-- Begin --
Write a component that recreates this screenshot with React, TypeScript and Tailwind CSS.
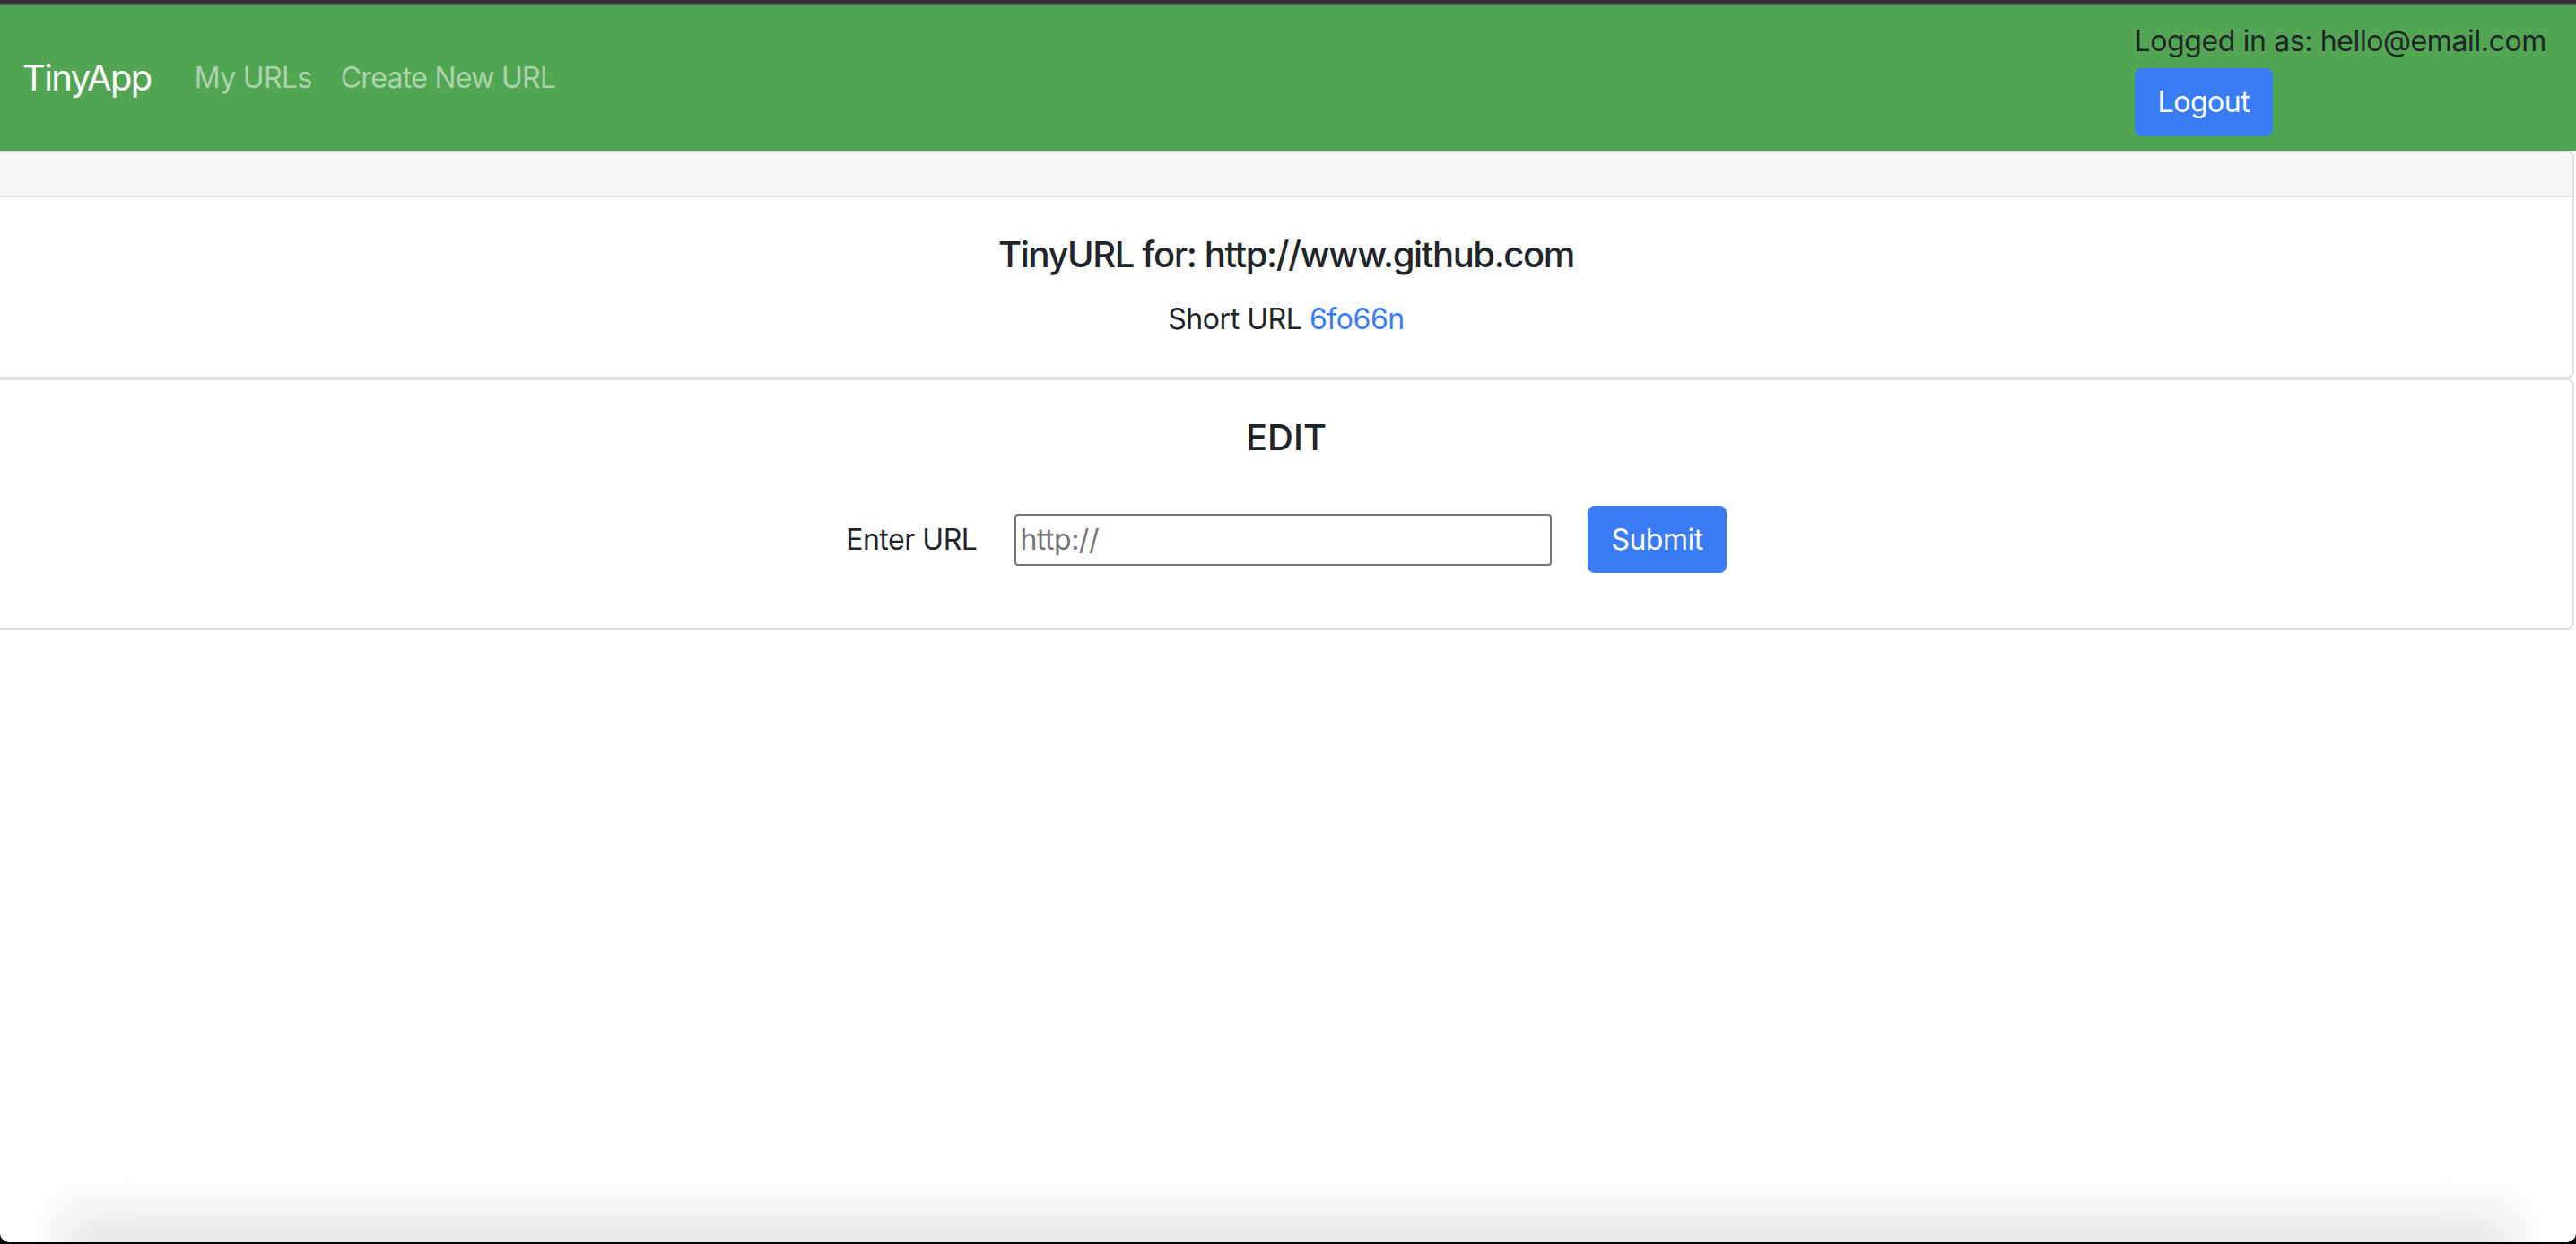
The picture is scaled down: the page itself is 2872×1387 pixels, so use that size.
import React from "react";

export default function App() {
  return (
    <div className="w-[2872px] h-[1387px] bg-black flex flex-col font-['Inter','Liberation_Sans',sans-serif] text-[#212529]">
      <div className="flex-1 flex flex-col bg-white rounded-b-[10px] overflow-hidden">
        <div className="h-[4px] bg-[#323236]" />
        <div className="h-[2px] bg-[#56565a]" />
        <nav className="h-[162px] bg-[#52a552] flex items-center justify-between pl-[25px] pr-[33px]">
          <div className="flex items-center">
            <span className="text-[40px] leading-[60px] tracking-[-0.04em] text-white mr-[32px]">TinyApp</span>
            <a className="text-[32px] leading-[48px] tracking-[-0.02em] text-[#abd4ab] px-[16px]">My URLs</a>
            <a className="text-[32px] leading-[48px] tracking-[-0.022em] text-[#abd4ab] px-[16px]">Create New URL</a>
          </div>
          <div className="self-stretch flex flex-col items-start pt-[16px]">
            <span className="text-[32px] leading-[48px] tracking-[-0.012em]">Logged in as: hello@email.com</span>
            <button className="mt-[6px] h-[76px] px-[26px] rounded-[8px] bg-[#3a7cf6] text-white text-[32px] leading-[48px] tracking-[-0.015em]">
              Logout
            </button>
          </div>
        </nav>
        <div className="mr-[2px] border-2 border-l-0 border-[#dedede] rounded-r-[8px] overflow-hidden">
          <div className="h-[48px] bg-[#f7f7f7] border-b-2 border-[#dedede] box-content" />
          <div className="h-[200px] flex flex-col items-center pt-[40px]">
            <h5 className="text-[40px] leading-[48px] font-medium tracking-[-0.035em]">TinyURL for: http://www.github.com</h5>
            <p className="mt-[24px] text-[32px] leading-[48px] tracking-[-0.014em]">
              Short URL <a className="text-[#3a7cf6]">6fo66n</a>
            </p>
          </div>
        </div>
        <div className="mr-[2px] border-2 border-l-0 border-[#dedede] rounded-r-[8px]">
          <div className="h-[276px] flex flex-col items-center pt-[40px]">
            <h3 className="text-[40px] leading-[48px] font-medium">EDIT</h3>
            <div className="mt-[52px] flex items-center">
              <label className="text-[32px] leading-[48px] tracking-[-0.015em]">Enter URL</label>
              <input
                className="ml-[42px] w-[599px] h-[58px] border-2 border-[#767676] rounded-[4px] px-[4px] text-[32px] tracking-[-0.015em] placeholder:text-[#757575] outline-none"
                placeholder="http://"
              />
              <button className="ml-[40px] h-[75px] px-[26px] rounded-[8px] bg-[#3a7cf6] text-white text-[32px] leading-[48px] tracking-[-0.015em]">
                Submit
              </button>
            </div>
          </div>
        </div>
        <div className="flex-1" />
        <div className="relative h-[80px] overflow-hidden">
          <div className="absolute left-[60px] right-[60px] top-[20px] bottom-[-30px] bg-linear-to-b from-white to-[#d8d8d8] blur-[24px] rounded-[40px]" />
        </div>
      </div>
      <div className="h-[2px]" />
    </div>
  );
}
-- End --
Your task is to output exactly the lines from the one with "The picture is" through the one with "import React from", counting both ends.

The picture is scaled down: the page itself is 2872×1387 pixels, so use that size.
import React from "react";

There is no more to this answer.